#### [SHORT TASK]
Work out how many lines contain "React". Reply with the count alone.

————

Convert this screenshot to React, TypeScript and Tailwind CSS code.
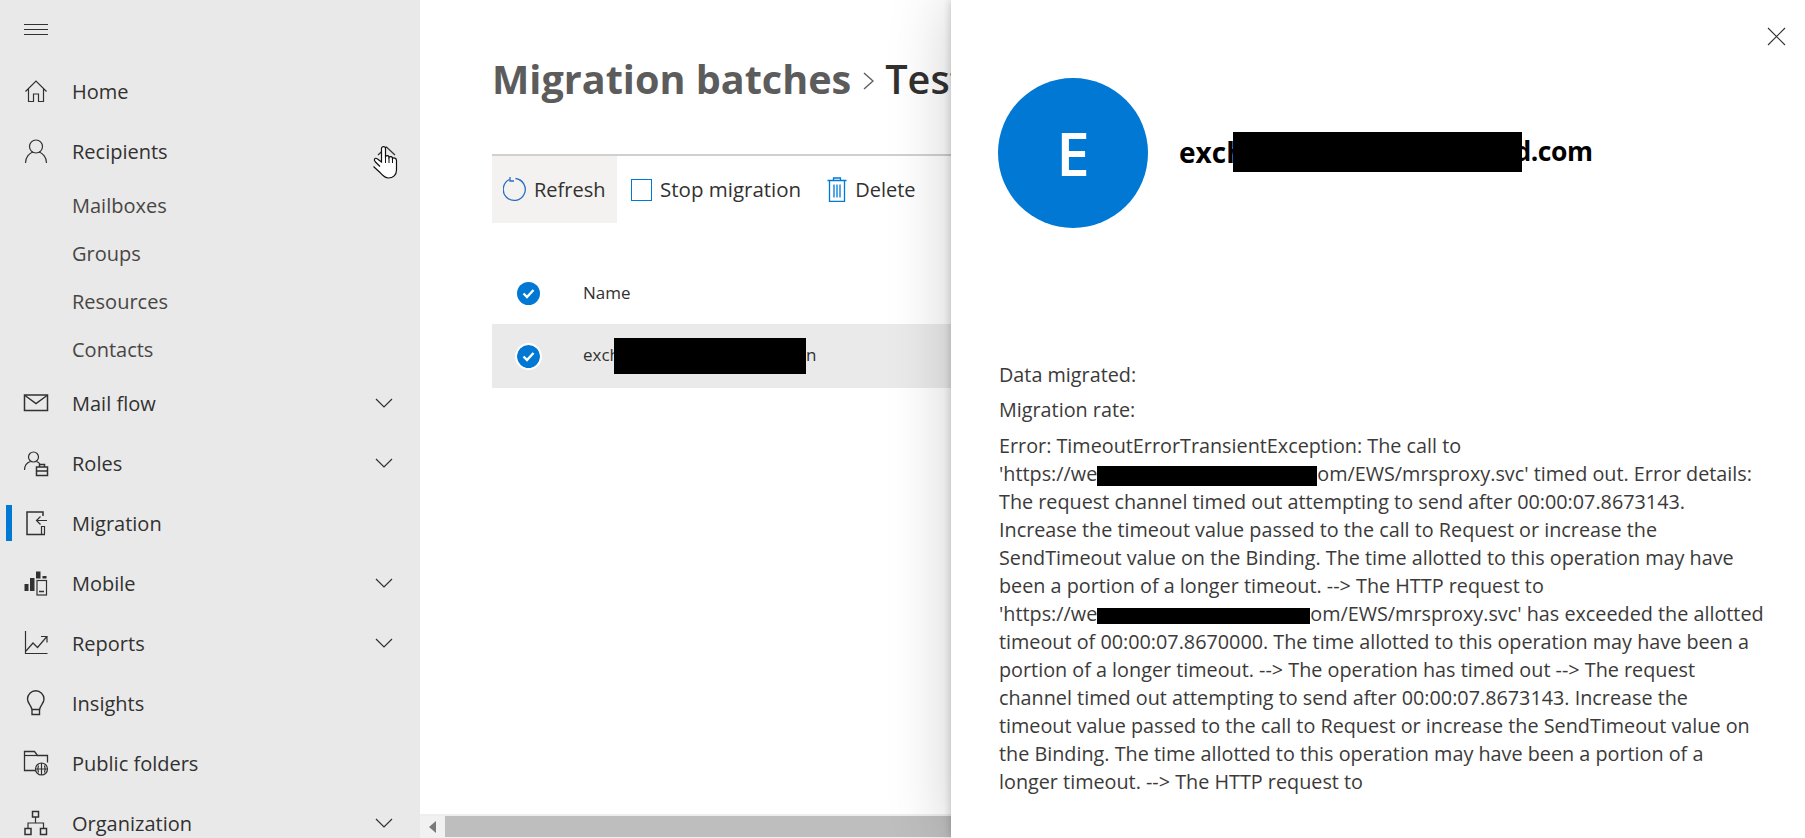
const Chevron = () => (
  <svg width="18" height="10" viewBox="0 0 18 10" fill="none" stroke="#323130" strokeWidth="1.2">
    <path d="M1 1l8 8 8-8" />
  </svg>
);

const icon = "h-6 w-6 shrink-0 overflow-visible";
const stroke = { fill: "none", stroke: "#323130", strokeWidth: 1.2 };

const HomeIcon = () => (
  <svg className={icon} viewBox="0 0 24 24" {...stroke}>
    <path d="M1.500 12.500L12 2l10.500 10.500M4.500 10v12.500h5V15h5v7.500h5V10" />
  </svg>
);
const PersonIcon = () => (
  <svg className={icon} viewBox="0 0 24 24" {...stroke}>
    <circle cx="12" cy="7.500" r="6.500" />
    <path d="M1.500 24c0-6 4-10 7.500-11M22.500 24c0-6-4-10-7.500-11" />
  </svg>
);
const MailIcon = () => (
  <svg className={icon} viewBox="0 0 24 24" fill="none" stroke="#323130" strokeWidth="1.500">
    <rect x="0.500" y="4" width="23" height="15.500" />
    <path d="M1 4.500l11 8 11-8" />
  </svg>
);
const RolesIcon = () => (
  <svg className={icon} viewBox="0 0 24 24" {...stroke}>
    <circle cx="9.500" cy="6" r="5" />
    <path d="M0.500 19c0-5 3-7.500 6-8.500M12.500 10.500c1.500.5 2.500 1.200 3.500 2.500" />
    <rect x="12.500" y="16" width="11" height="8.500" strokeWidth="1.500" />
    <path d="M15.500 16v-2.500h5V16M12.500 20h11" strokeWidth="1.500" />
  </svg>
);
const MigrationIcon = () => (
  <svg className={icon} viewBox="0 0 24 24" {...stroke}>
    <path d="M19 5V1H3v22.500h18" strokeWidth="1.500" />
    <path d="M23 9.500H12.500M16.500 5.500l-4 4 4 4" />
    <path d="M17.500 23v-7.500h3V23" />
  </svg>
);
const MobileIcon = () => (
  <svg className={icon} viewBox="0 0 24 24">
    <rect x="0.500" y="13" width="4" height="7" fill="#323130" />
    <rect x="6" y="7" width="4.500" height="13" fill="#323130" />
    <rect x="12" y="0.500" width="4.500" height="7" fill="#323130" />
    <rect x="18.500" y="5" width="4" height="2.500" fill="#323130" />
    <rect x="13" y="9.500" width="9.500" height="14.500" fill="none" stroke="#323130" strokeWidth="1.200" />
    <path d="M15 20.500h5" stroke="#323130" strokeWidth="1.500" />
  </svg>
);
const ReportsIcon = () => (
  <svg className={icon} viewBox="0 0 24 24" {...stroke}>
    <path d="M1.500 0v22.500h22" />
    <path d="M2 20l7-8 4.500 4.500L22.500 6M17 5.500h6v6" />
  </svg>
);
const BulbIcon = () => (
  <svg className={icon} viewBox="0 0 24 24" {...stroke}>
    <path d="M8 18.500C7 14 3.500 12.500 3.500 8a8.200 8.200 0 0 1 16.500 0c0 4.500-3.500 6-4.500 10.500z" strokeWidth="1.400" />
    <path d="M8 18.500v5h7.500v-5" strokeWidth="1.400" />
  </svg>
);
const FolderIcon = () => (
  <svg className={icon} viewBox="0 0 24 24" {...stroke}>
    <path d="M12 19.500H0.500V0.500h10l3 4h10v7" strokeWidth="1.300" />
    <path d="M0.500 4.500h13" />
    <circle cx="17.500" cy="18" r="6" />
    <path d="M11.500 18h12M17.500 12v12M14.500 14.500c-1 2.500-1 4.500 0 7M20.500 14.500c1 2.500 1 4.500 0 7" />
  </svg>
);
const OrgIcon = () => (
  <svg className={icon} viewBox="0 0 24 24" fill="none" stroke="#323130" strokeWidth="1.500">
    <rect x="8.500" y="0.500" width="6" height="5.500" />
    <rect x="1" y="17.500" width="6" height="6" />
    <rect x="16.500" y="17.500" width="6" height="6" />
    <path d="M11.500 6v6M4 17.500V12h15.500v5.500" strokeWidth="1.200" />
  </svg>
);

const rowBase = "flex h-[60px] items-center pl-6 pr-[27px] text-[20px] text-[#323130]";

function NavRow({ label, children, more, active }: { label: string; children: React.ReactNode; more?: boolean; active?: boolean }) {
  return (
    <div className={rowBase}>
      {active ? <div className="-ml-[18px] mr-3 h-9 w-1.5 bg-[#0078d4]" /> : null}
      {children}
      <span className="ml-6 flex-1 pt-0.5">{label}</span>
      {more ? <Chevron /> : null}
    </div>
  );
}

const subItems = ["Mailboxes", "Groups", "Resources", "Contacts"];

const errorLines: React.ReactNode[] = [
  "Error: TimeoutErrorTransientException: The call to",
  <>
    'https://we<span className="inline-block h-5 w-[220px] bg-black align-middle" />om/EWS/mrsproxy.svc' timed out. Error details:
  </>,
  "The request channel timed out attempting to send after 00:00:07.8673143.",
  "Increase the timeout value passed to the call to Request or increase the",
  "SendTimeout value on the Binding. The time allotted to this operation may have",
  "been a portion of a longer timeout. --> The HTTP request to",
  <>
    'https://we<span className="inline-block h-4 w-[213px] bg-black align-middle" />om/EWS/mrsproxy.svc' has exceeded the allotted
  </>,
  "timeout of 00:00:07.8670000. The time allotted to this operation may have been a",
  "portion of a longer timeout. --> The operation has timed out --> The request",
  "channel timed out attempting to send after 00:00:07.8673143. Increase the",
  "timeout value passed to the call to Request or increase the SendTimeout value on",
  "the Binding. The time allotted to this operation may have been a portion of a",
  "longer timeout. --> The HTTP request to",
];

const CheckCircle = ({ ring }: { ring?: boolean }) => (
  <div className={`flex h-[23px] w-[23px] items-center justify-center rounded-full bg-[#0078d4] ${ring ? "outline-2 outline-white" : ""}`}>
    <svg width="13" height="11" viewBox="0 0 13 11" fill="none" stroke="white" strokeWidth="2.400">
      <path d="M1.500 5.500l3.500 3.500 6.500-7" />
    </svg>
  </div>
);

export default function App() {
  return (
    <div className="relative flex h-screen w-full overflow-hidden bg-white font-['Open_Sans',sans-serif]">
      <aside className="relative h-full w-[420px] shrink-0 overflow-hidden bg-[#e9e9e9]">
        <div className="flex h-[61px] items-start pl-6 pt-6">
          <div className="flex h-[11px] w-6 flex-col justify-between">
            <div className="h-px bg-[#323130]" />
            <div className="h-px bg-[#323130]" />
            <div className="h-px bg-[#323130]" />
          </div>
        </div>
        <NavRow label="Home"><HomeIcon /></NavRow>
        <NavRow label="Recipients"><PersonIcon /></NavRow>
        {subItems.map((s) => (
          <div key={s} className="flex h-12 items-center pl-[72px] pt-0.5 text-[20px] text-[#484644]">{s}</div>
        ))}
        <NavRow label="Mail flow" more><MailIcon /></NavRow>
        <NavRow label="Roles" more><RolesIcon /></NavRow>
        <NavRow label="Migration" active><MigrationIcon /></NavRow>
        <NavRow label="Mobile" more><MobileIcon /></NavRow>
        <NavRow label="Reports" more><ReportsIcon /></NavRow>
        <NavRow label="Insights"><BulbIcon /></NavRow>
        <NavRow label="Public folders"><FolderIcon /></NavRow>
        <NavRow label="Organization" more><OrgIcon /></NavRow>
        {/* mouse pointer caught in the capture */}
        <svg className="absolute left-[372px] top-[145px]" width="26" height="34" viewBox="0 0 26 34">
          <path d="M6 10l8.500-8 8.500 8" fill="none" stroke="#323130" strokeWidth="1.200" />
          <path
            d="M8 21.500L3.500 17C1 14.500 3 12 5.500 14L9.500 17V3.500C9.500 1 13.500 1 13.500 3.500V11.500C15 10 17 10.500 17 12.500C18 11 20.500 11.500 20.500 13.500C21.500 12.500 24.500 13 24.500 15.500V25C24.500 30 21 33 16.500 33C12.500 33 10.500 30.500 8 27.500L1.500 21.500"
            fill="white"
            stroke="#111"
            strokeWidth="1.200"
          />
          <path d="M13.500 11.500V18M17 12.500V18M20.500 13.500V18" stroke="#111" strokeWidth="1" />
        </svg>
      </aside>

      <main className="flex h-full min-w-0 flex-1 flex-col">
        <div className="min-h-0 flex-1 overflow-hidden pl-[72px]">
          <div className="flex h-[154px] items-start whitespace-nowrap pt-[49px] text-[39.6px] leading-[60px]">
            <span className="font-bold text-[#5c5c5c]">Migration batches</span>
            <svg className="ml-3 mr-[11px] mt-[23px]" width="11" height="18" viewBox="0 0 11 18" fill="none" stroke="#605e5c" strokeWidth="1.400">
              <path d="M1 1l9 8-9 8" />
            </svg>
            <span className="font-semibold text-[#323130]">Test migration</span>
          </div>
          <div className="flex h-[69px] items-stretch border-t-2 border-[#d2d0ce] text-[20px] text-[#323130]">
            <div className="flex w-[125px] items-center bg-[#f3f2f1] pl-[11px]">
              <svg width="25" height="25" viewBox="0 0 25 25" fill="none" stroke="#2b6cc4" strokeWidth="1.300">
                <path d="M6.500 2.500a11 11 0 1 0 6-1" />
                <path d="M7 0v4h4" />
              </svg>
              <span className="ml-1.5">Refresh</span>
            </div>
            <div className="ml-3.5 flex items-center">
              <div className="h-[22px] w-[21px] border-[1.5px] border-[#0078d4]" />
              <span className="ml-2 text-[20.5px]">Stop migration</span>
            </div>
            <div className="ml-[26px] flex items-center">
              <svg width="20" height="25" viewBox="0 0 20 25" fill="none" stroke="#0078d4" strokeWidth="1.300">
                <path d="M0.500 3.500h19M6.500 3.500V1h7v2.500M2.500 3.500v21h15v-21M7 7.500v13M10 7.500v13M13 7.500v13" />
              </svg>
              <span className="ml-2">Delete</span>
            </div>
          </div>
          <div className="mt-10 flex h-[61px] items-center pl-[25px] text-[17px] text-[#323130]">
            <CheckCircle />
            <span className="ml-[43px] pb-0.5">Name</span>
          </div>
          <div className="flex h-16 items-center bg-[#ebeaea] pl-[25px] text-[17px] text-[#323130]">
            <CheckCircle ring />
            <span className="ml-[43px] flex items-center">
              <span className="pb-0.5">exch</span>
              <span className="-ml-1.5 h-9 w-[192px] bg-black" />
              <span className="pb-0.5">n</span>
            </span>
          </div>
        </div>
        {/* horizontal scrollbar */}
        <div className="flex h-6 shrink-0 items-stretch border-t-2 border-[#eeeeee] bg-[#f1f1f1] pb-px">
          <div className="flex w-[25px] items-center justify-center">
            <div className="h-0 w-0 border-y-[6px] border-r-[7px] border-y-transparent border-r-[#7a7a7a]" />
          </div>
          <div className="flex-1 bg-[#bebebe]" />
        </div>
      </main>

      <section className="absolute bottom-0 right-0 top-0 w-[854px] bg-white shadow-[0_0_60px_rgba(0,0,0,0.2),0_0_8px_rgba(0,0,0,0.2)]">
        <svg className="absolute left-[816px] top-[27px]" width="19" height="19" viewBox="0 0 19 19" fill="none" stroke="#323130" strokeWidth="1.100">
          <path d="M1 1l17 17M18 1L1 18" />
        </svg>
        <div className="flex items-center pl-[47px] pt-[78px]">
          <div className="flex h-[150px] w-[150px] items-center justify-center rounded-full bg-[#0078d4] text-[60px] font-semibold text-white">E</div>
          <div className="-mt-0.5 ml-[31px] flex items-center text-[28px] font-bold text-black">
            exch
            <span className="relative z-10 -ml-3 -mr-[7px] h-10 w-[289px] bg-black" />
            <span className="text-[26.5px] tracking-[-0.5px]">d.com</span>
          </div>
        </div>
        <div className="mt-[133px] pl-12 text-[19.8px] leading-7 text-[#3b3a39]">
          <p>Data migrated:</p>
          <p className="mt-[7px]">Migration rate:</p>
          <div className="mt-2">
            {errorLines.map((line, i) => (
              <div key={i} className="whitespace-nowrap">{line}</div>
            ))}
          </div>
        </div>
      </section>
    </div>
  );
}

————

#### [PROBLEM SOLUTION]
3